Hello,
We run flink using the spotify flink Kubernetes operator (job cluster
mode). Everything works fine, including upgrades and crash recovery. We
do not run the job manager in HA mode.
One of the problems we have is that upon upgrades (or during testing),
the startup time of the flink cluster takes a very long time:
* First the operator needs to create the cluster (JM+TM), and wait for
it to respond for api requests. This already takes a couple of minutes.
* Then the operator creates a job-submitter pod that submits the job
to the cluster. The job is packaged as a fat jar, but it is already
baked in the docker images we use (so technically there would be no
need to "submit" it from a separate pod). The submission goes rather
fast tho (the time between the job submitter seeing the cluster is
online and the "hello" log from the main program is <1min)

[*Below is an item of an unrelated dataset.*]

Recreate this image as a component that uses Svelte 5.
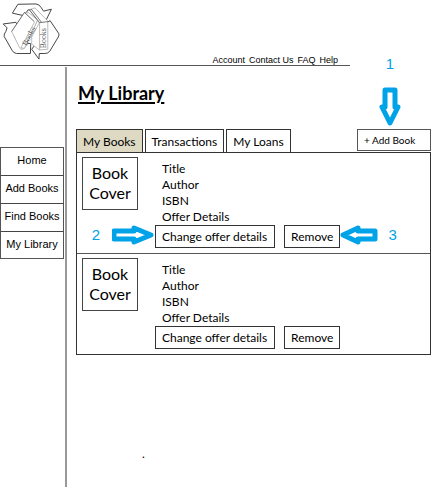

* Then the application needs to start up and load its state from the
latest savepoint, which again takes a couple of minutes
All steps take quite some time, and we are looking to reduce the startup
time to allow for easier testing but also less downtime during upgrades.
So i have some questions:
* I wonder if the situation is the same for all kubernetes operators.
I really need some kind of operator because i otherwise i have to
set which savepoint to load from myself every startup.
* What cluster startup time is considered to be acceptable / best
practise ?
* If there are other tricks to reduce startup time, i would be very
interested in knowing them :-)
There is also a discussion ongoing on running flink on spot nodes. I
guess the startup time is relevant there too.
Thanks already
Frank